…Georgia is a country in the Caucasus. It lays at the eastern end of the Black Sea, with Turkey and Armenia to the south, Azerbaijan to the east, and Russia to the north, over the Caucasus Mountains. Georgia is a land with a magnificent history and unparalleled natural beauty. The recorded history of Georgia dates back more than 4,000 years. Georgia is also one of the first world countries that adopted Christianity as the state religion in the first half of the 4th century.
Area: 69.500 Km²
Languages: Georgian, Russian is widely known, English.
Religion: Most of the population in Georgia practices Orthodox Christianity, primarily the Georgian Orthodox Church.
Currency: Georgian Lari (GEL).
Internet Domain: ge
Airport: 20 km from Tbilisi centre
Picture Georgia as a system of hills and plains between two mountain systems: the Greater Caucasus in the north and the Lesser Caucasus in the south. The Greater Caucasus range goes from the Black Sea to the Caspian Sea, from Northwest to Southeast; it can easily be divided in 3 parts: Western, Central and Eastern.
Georgia can be divided in provinces that do not coincide necessarily with current administrative entities, but that are historically, socially and culturally homogeneous. The provinces we considered are the ones we know best: Khevsureti and Tusheti. We will soon add in formations regarding a fourth province, Svaneti.
Although Georgia is only 69.700 square kilometers large, its biodiversity is immense: subtropics, marshes, semi-deserts, lofty alpine meadows and mighty snow-covered peaks can be found within a hundred kilometers from each other. There are 14 Strict Nature Reserves, 9 National Parks, 17 Managed Nature Reserves, 14 Natural Monuments and 2 Protected Landscapes in Georgia. Strict nature reserves comprise 141,473 ha, while national parks cover 270,740 ha. So much of Georgia is still untouched and unspoiled!
103 spa resorts and over 2400 mineral springs definitely mean that Georgia has been one of the centers of spa life for thousands of years. The location of today’s capital Tbilisi was chosen because of its natural hot sulfur springs. Now, in the very heart of the city you can still visit sulfur baths which were built there long time ago. Combined with Mediterranean climate and legendary hospitality of the locals, it makes Georgia to a unique travel destination.
Gold & Other Jewellery – Gold, silver, handmade & other misc. jewellery, precious stones are very cheap in Georgia and quality of the precious stones, gold and silver is superb. Many foreigners visit Georgia to buy jewellery because of its cost and quality.

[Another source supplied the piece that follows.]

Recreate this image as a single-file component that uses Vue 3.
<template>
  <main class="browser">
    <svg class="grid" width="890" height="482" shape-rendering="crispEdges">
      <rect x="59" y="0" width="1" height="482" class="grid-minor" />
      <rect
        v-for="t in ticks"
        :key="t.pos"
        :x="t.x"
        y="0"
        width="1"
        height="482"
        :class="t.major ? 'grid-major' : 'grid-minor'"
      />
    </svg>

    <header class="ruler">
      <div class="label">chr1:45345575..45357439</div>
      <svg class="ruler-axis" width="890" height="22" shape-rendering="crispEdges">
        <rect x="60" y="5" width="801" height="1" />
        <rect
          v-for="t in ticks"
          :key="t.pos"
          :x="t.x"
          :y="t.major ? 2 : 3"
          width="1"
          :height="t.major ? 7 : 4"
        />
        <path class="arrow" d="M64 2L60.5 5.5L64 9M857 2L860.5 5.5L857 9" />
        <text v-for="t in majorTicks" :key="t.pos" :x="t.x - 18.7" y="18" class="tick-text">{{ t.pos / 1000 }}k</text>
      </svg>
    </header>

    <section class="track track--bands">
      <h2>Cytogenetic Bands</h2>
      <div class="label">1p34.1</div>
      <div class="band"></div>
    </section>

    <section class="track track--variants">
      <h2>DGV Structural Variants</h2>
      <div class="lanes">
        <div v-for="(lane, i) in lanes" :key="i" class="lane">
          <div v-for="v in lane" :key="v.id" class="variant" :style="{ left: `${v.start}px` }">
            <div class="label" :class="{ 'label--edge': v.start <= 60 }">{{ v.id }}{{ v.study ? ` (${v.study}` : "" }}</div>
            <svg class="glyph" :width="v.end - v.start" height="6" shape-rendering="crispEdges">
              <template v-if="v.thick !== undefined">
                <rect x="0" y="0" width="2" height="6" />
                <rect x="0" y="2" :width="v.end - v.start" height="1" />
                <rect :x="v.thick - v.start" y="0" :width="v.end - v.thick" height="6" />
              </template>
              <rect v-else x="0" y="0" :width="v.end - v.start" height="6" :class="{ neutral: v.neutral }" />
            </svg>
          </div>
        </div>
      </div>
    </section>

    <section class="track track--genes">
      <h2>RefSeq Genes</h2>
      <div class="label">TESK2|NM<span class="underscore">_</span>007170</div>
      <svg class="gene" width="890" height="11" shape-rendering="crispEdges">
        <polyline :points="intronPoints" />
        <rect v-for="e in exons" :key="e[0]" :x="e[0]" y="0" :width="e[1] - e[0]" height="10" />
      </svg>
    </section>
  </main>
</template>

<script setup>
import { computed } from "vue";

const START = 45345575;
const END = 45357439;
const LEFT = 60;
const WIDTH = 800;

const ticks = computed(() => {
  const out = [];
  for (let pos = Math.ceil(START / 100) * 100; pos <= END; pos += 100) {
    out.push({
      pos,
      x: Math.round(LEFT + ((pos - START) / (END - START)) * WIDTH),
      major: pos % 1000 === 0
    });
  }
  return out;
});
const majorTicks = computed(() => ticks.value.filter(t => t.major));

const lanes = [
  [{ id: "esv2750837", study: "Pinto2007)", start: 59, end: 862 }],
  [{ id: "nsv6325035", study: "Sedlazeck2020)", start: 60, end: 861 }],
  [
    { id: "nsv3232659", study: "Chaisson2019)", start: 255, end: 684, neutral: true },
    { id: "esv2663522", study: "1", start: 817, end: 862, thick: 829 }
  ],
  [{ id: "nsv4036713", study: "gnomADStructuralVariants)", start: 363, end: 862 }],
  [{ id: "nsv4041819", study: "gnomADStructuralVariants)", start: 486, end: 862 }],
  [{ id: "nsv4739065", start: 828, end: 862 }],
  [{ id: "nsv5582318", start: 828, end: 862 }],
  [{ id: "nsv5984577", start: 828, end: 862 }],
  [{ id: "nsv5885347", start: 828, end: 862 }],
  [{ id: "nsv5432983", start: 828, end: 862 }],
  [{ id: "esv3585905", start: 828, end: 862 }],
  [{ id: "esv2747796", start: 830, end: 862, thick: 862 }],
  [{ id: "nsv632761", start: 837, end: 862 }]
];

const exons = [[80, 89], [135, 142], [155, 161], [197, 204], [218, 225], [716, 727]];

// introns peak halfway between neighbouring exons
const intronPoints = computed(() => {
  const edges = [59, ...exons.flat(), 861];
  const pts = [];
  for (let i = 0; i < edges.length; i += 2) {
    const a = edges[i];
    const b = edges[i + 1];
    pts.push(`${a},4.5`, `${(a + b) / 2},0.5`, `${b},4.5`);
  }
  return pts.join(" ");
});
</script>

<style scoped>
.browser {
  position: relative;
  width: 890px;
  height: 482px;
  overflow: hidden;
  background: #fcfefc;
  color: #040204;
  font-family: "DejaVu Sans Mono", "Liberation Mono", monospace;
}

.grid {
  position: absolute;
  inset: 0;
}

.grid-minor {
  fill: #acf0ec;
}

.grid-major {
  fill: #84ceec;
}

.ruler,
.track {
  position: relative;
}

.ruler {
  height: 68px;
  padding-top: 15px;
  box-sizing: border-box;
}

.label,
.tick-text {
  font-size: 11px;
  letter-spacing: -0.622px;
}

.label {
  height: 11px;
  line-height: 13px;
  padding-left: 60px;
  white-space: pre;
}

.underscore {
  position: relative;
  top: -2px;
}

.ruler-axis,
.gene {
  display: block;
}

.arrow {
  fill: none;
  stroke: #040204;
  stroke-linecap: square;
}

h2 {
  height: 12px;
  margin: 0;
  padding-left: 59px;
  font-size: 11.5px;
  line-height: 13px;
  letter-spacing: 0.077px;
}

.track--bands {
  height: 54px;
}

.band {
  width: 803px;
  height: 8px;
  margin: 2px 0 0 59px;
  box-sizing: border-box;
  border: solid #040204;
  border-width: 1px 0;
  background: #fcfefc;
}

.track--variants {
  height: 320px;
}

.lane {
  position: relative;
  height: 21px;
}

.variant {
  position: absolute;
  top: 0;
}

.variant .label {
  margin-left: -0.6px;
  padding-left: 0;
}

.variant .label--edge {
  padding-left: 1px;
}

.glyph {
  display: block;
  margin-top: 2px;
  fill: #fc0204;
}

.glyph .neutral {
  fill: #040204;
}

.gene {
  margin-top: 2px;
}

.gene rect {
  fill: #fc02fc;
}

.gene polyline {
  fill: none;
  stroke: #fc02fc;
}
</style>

Art & Paintings – Georgian artists, such as Pirosmani, Gigo Gabashvili, David Kakabadze, Lado Gudiashvili, Korneli Sanadze, Elene Akhvlediani, Sergo Kobuladze, Simon Virsaladze, Ekaterine Baghdavadze and others, are famous for their work. In Georgia you will find many various art shops, paintings and painters who sell their works on the streets. Their work is high quality and is often very good values.
Antiques & Other Misc. Gifts – in Georgia you will able to find many antiques not only from Georgia, but Middle Eastern, Mediterranean, Russian and European as well.
Georgian mineral waters have exceptional and interesting tastes – very different from French and Italian varieties. The most famous Georgian mineral waters are Borjomi and Nabeglavi. But there is a plethora of less well-known springs located in small towns and alongside roads throughout the country that is worth sampling.
Climate of the country is extremely diverse, considering its small size. The Greater Caucasus Mountain Range influencing Georgia’s climate, it protects the country from cold air masses from North. The Lesser Caucasus Mountains partially protect the region from the influence of dry and hot air masses from South as well. An average temperature in summer ranges from 32 °C to 35 °C, and in winter – from 1.5 °C to 3 °C.
The Georgians have exceptionally strong traditions of hospitality, chivalry, and codes of personal honor. They believe that guests come from God. Friendship is prized highest among all the virtues.
Georgians are hospitable to a fault (and beyond). If a Georgian invites you somewhere it will be almost impossible to pay for anything and even raising the subject of who will cover the bill can be embarrassing for your host. If invited to a private home for dinner, make sure you arrive amply stocked with wine or sweets.
If traveling in small towns (and in the quieter parts of Tbilisi) it is customary to greet almost everyone who passes you with a friendly “Gamarjoba” (Hello). And the proper response to this is “Gagimarjos”.